● SUPPLIED MATERIAL
▬▬▬▬▬▬

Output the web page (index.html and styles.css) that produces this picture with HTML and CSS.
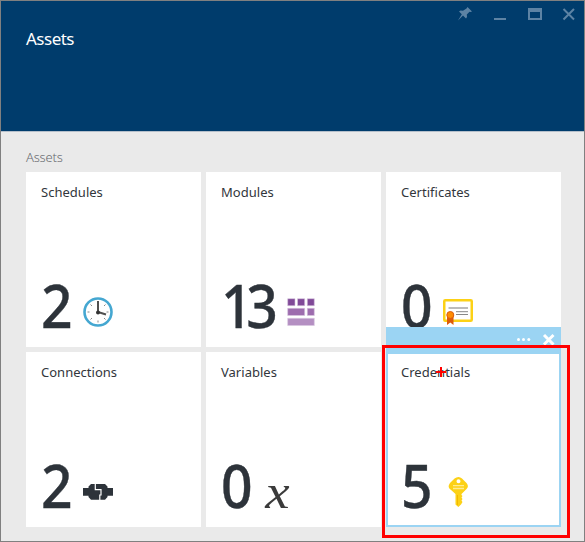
FILE: index.html
```html
<!DOCTYPE html>
<html lang="en">
<head>
<meta charset="utf-8">
<title>Assets</title>
<link rel="stylesheet" href="styles.css">
</head>
<body>
<div class="blade">
  <header class="header">
    <div class="controls">
      <svg width="130" height="20" viewBox="0 0 130 20">
        <g fill="#5d83a4">
          <path d="M9.500 1 14 5.500 12.500 6 11.500 5.800 8.800 8.500 9 11 8 12.500 5 9.500 0 14.500 3.800 8.300 1 5.500 2.500 4.500 5 4.800 8.500 2.500Z"/>
          <rect x="36" y="12" width="12" height="2"/>
          <path fill-rule="evenodd" d="M70 2H84V14H70ZM72 6V12H82V6Z"/>
        </g>
        <path d="M105.500 3 116 13.500M116 3 105.500 13.500" stroke="#5d83a4" stroke-width="2"/>
      </svg>
    </div>
    <h1 class="title">Assets</h1>
  </header>
  <main class="content">
    <h2 class="section">Assets</h2>
    <div class="grid">
      <section class="tile">
        <h3 class="name">Schedules</h3>
        <div class="metric"><span class="count"><span class="digits">2</span></span>
          <svg class="icon" viewBox="0 0 30 30"><circle cx="15" cy="15" r="13.500" fill="#fff" stroke="#45a7d1" stroke-width="2.600"/><path d="M4.500 15H6.500M23.500 15H25.500M15 23.500V25.500M7.500 7.500 9 9M22.500 7.500 21 9M7.500 22.500 9 21M22.500 22.500 21 21" stroke="#888" stroke-width="1"/><path d="M15 4V15L23 17.500" fill="none" stroke="#505050" stroke-width="2"/><circle cx="15" cy="15.500" r="2" fill="#333"/></svg>
        </div>
      </section>
      <section class="tile">
        <h3 class="name">Modules</h3>
        <div class="metric"><span class="count double"><span class="digits">13</span></span>
          <svg class="icon" viewBox="0 0 30 30"><g stroke="#d9c8e0" stroke-width=".6"><path fill="#804998" d="M1.700 1.700H9V8.700H1.700ZM11.500 1.700H18.700V8.700H11.500ZM21.300 1.700H28.300V8.700H21.300Z"/><path fill="#9d6cae" d="M1.700 11.300H18.700V18.500H1.700ZM21.300 11.300H28.300V18.500H21.300Z"/><path fill="#b48fc2" d="M1.700 21.300H28.300V28.500H1.700Z"/></g></svg>
        </div>
      </section>
      <section class="tile">
        <h3 class="name">Certificates</h3>
        <div class="metric"><span class="count"><span class="digits">0</span></span>
          <svg class="icon" viewBox="0 0 30 30"><rect x="1.250" y="3.250" width="27.500" height="20.500" rx="1" fill="#fff" stroke="#fcd116" stroke-width="2.500"/><path d="M5.500 11H25" stroke="#b5b5b5" stroke-width="1.800"/><path d="M13 14.700H25M13 17.500H25" stroke="#888"/><path fill="#dc5b0a" d="M4 18H10.500V28L7.300 25.500 4 28Z"/><circle cx="7.300" cy="18" r="3.500" fill="#ff8c00" stroke="#dc5b0a"/></svg>
        </div>
        <div class="toolbar">
          <svg width="60" height="20" viewBox="0 0 60 20"><g fill="#fff"><circle cx="17.500" cy="12.500" r="1.500"/><circle cx="22.500" cy="12.500" r="1.500"/><circle cx="27.800" cy="12.500" r="1.500"/></g><path d="M43 8 52.500 17.500M52.500 8 43 17.500" stroke="#fff" stroke-width="3"/></svg>
        </div>
      </section>
      <section class="tile">
        <h3 class="name">Connections</h3>
        <div class="metric"><span class="count"><span class="digits">2</span></span>
          <svg class="icon" viewBox="0 0 30 30"><path fill="#2d333a" d="M0 11H5.500V9.500L8 7H22L24.500 9.500V11H30V18.700H24.500V20L22 22.700H8L5.500 20V18.700H0Z"/><path d="M12.300 6V12.700H18V18H16.800V23" fill="none" stroke="#fff" stroke-width="1.200"/></svg>
        </div>
      </section>
      <section class="tile">
        <h3 class="name">Variables</h3>
        <div class="metric"><span class="count"><span class="digits">0</span></span><span class="icon variable">x</span></div>
      </section>
      <section class="tile selected">
        <h3 class="name">Credentials</h3>
        <div class="metric"><span class="count"><span class="digits">5</span></span>
          <svg class="icon" viewBox="0 0 30 30"><path fill="#fcd116" fill-rule="evenodd" d="M15.500 0C18 0 20 2.500 22.500 5 25.500 8 25.500 10 23.500 12L18.500 17V18L19.500 19 18.500 20.500 19.500 22 18.500 23.500 19.500 25 18 27.500 15.300 30 12.500 27.500V17L7.500 12.500C5 10.500 5 8 8 5 10.500 2.500 12.500 0 15.500 0ZM15.500 2.200A2 2 0 1 0 15.500 6.200 2 2 0 1 0 15.500 2.200Z"/><path d="M10 8.700H21M10 11.500H21" stroke="#ffec91" stroke-width="1.300"/><path d="M14.500 18V28" stroke="#f2b800"/></svg>
        </div>
        <svg class="cursor" viewBox="0 0 10 10"><path d="M0 5H10M5 0V10" stroke="#f00" stroke-width="2"/></svg>
        <div class="highlight"></div>
      </section>
    </div>
  </main>
</div>
</body>
</html>
```
FILE: styles.css
```css
* { box-sizing: border-box; }
body { margin: 0; font-family: "Noto Sans", "Open Sans", sans-serif; }
h1, h2, h3 { margin: 0; font-weight: 400; white-space: nowrap; }
svg { display: block; }
.blade { width: 585px; height: 542px; border: 1px solid #808080; background: #eaeaea; overflow: hidden; }
.header { height: 131px; background: #003c6c; border-bottom: 1px solid #b5bfca; color: #fff; }
.controls { display: flex; justify-content: flex-start; height: 26px; padding: 5px 0 0 457px; }
.controls svg { flex: none; }
.title { padding-left: 25px; font-size: 17px; line-height: 24px; letter-spacing: -.5px; }
.content { padding: 15px 23px 0 25px; }
.section { height: 25px; font-size: 13px; line-height: 21px; color: #686b70; letter-spacing: -.2px; font-weight: 300; }
.grid { display: grid; grid-template-columns: repeat(3, 175px); grid-auto-rows: 175px; gap: 5px; }
.tile { position: relative; padding: 10px 15px 20px; background: #fff; display: flex; flex-direction: column; justify-content: space-between; }
.name { color: #32363c; font-size: 13px; line-height: 20px; letter-spacing: .02px; }
.metric { display: flex; align-items: flex-end; height: 44px; }
.count { width: 42px; flex: none; color: #2d333a; font-size: 60px; line-height: 44px; font-weight: 500; -webkit-text-stroke: .4px #2d333a; }
.digits { display: inline-block; transform: scaleX(.92); transform-origin: left; }
.double { width: 65px; letter-spacing: -7px; }
.icon { width: 30px; height: 30px; flex: none; }
.variable { font: italic 49px/30px "Liberation Serif", serif; color: #3b3b3b; padding-left: 2px; transform: scaleX(1.12); transform-origin: left; }
.toolbar { position: absolute; left: 0; right: 0; bottom: 0; height: 20px; padding-left: 115px; background: #9bd4f3; }
.selected::before { content: ""; position: absolute; inset: 0; border: 2px solid #9bd4f3; }
.selected::after { content: ""; position: absolute; left: 0; right: 0; top: -5px; height: 7px; background: #9bd4f3; }
.cursor { position: absolute; left: 50px; top: 15px; width: 10px; height: 10px; }
.highlight { position: absolute; z-index: 2; left: -4px; top: -7px; width: 188px; height: 193px; border: 3px solid #f00; }
```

▬▬▬▬▬▬

● WRITTEN PROBLEM
Review the preceding data and report every line that includes the string "index".

● SOLUTION
Output the web page (index.html and styles.css) that produces this picture with HTML and CSS.
FILE: index.html
.highlight { position: absolute; z-index: 2; left: -4px; top: -7px; width: 188px; height: 193px; border: 3px solid #f00; }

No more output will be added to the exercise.